Hoy pude tocar la primera Arabesque” con algunos titubeos, de principio a fin, sin ver la partitura. No quiere decir que la haya dominado o que esté perfectamente bien memorizada o que la toque bien. Aún falta para eso. Sin embargo, me he dado cuenta de que algo sucede cuando uno memoriza una pieza musical. (Ocurre también con la poesía, aunque la ejecución de un poema no es asunto tan grave como tocar música: cualquiera puede gozar la poesía sobre la página impresa, o leyéndola uno mismo en voz alta, mientras que pocos pueden apreciar el sonido de una partitura.
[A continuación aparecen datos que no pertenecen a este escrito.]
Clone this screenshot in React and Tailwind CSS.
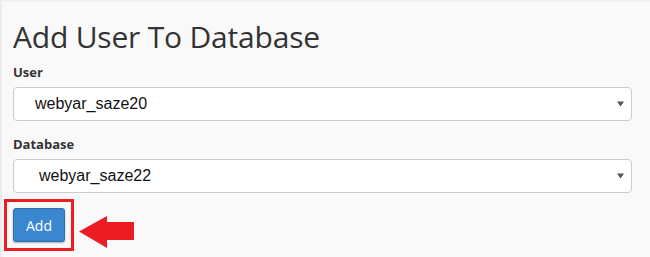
export default function App() {
  const Arrow = () => (
    <svg width="7" height="6" viewBox="0 0 7 6" className="shrink-0">
      <path d="M0 0.5 H7 L3.5 5.5 Z" fill="#555" />
    </svg>
  );
  return (
    <div className="w-[650px] h-[257px] bg-[#f9f9f9] overflow-hidden shadow-[inset_2px_1px_2px_rgba(0,0,0,0.06)] pl-[13px] pr-[18px] pt-[20px]" style={{ fontFamily: '"Open Sans", sans-serif' }}>
      <h1 className="text-[30px] leading-[33px] tracking-[-0.2px] text-[#333] font-normal">Add User To Database</h1>
      <div className="mt-[10px] text-[13px] leading-[18px] font-bold text-[#333]">User</div>
      <div className="mt-[6px] h-[34px] bg-white border border-[#ccc] rounded-[4px] flex items-center justify-between pl-[21px] pr-[7px]">
        <span className="text-[16px] text-[#111]" style={{ fontFamily: '"Liberation Sans", Arial, sans-serif' }}>webyar_saze20</span>
        <Arrow />
      </div>
      <div className="mt-[14px] text-[13px] leading-[18px] font-bold text-[#333]">Database</div>
      <div className="mt-[6px] h-[34px] bg-white border border-[#ccc] rounded-[4px] flex items-center justify-between pl-[25px] pr-[7px]">
        <span className="text-[16px] text-[#111]" style={{ fontFamily: '"Liberation Sans", Arial, sans-serif' }}>webyar_saze22</span>
        <Arrow />
      </div>
      <div className="mt-[6px] flex items-start">
        <div className="ml-[-9px] border-[3px] border-[#ed1c24] p-[6px]">
          <button className="h-[34px] w-[52px] rounded-[3px] bg-[#3a87d0] border border-[#2f6fae] text-white text-[14px] flex items-center justify-center shadow-[0_1px_2px_rgba(0,0,0,0.3)]">Add</button>
        </div>
        <svg width="56" height="33" viewBox="0 0 56 33" className="ml-[5px] mt-[17px]">
          <path d="M0 15.5 L28 0 V6 H55 V24 H28 V32 Z" fill="#ed1c24" />
        </svg>
      </div>
    </div>
  );
}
O alguien toca la música en persona o ponemos el CD).

Cuando uno aprende una pieza, tiene que utilizar la partitura. Pero antes que pase mucho tiempo, ya no está leyendo como tal sino que emplea la partitura como una especie de acordeón para no perderse, para ubicarse y seguir tocando sin interrupciones. Es decir, en ese momento uno sabe la pieza a medias: puede tocarla pero no es perfectamente suya. Al memorizar, eso cambia. Se vuelve parte de uno y no hay nada entre uno y la música. La unidad entre cerebro, corazón, cuerpo e instrumento es completa e indestructible.

Es paradójico pero cierto: necesitamos la partitura para aprender una pieza de concierto (el jazz y el pop son otra cosa, y aun así ambos tienen sus propias partituras en cifrados o incluso escritas nota por nota, como la música barroca, clásica, romántica, moderna, etcétera). Pero el papel no deja de meterse entre uno y la música. Frena la emoción y la ejecución. Si uno ha dominado los problemas técnicos y memorizado la pieza, la música brota con limpidez, de manera auténtica. Importa muy poco lo que un crítico pueda opinar: uno ha sentido la música, ha fluido por su cuerpo, corazón y cerebro, y la ha trasmitido a quienes escuchan, aunque sean los pájaros, aquellos seres afortunados cuya música es un canto no aprendido.